GOAL OF THE EXERCISE: Extract every line that includes the string "index".

--- Start DATASET EXCERPTS ---

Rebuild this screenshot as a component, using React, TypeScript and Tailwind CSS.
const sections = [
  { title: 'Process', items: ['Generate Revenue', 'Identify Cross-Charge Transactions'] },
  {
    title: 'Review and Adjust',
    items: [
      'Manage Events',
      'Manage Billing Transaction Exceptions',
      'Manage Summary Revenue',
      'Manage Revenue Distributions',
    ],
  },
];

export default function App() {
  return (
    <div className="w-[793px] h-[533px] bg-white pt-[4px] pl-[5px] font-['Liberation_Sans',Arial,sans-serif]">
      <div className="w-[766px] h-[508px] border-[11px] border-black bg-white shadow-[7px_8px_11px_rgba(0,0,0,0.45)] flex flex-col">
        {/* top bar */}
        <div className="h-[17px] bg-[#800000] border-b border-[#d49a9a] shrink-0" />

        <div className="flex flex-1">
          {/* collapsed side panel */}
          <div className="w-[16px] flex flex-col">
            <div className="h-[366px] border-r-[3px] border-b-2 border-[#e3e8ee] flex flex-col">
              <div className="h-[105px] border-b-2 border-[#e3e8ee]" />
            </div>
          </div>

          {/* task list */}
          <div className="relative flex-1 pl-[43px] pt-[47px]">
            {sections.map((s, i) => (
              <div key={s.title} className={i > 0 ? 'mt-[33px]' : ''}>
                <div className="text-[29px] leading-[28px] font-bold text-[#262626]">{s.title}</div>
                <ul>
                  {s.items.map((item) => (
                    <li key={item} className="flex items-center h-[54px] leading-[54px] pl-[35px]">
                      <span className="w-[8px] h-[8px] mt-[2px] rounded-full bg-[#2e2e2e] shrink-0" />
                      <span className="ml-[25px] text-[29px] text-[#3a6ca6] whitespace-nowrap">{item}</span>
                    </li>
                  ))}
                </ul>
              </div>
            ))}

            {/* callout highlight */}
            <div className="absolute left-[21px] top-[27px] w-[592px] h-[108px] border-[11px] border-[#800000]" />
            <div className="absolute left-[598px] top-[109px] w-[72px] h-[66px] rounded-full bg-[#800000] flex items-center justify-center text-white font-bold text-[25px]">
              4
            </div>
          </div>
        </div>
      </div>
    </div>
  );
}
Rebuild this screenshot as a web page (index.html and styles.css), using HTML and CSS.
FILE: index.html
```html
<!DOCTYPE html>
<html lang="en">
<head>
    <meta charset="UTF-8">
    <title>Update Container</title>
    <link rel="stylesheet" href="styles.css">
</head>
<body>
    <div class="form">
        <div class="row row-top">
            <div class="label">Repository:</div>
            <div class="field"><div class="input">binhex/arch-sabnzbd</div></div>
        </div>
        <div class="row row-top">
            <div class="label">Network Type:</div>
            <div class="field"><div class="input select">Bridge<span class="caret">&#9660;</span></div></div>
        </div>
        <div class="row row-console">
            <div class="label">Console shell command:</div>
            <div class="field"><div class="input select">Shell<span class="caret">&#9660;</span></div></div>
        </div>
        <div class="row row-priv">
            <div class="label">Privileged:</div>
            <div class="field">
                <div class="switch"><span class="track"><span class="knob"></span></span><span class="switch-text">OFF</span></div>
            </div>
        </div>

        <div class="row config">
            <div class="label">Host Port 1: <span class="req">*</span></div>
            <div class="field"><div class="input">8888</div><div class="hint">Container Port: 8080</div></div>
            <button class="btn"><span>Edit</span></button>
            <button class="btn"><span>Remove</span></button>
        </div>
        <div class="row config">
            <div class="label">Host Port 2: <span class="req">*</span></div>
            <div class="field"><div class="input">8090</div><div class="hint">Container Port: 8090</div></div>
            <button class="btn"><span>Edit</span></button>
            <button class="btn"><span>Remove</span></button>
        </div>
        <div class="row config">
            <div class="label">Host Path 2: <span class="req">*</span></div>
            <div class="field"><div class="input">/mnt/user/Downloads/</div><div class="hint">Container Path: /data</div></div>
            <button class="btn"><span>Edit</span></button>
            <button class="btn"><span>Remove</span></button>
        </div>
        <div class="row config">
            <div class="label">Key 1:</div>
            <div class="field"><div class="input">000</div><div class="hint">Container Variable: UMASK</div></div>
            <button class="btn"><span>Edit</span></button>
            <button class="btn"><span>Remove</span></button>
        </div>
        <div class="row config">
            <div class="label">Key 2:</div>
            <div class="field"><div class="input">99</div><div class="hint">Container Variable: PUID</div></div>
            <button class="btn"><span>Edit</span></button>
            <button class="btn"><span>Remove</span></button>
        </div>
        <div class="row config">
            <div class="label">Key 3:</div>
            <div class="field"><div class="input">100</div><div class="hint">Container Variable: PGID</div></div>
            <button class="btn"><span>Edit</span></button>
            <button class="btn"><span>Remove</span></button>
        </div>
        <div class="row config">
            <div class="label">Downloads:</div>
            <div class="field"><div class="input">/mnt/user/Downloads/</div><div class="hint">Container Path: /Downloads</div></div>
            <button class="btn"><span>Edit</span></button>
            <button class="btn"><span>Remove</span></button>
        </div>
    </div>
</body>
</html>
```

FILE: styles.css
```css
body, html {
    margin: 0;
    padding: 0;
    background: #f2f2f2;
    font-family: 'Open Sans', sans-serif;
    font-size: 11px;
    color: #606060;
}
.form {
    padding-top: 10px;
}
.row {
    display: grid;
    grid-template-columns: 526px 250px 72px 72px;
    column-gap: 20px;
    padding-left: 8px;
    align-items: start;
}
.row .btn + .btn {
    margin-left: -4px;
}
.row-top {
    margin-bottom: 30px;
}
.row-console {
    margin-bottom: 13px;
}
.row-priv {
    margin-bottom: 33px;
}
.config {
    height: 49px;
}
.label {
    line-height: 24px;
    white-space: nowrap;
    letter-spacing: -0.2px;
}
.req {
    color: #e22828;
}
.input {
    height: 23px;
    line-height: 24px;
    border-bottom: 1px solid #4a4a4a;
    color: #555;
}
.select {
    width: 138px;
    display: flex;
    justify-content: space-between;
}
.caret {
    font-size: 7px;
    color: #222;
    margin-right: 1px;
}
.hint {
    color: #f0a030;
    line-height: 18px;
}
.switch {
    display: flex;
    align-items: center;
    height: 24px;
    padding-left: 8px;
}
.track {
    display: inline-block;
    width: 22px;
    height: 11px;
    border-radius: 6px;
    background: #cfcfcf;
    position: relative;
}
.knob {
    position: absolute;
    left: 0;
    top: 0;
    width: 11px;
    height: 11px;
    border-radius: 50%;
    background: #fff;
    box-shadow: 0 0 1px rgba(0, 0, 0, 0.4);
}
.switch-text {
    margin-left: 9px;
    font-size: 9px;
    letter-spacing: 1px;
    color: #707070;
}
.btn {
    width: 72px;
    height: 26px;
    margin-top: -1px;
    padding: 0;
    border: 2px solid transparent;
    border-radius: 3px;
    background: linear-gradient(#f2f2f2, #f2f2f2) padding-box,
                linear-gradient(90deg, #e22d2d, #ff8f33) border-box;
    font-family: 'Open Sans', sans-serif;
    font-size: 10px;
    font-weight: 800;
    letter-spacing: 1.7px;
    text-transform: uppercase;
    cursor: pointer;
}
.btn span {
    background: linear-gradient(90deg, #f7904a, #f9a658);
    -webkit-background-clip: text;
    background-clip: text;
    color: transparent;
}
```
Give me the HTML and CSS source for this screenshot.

--- End DATASET EXCERPTS ---

COMPLETED TASK:
Rebuild this screenshot as a web page (index.html and styles.css), using HTML and CSS.
FILE: index.html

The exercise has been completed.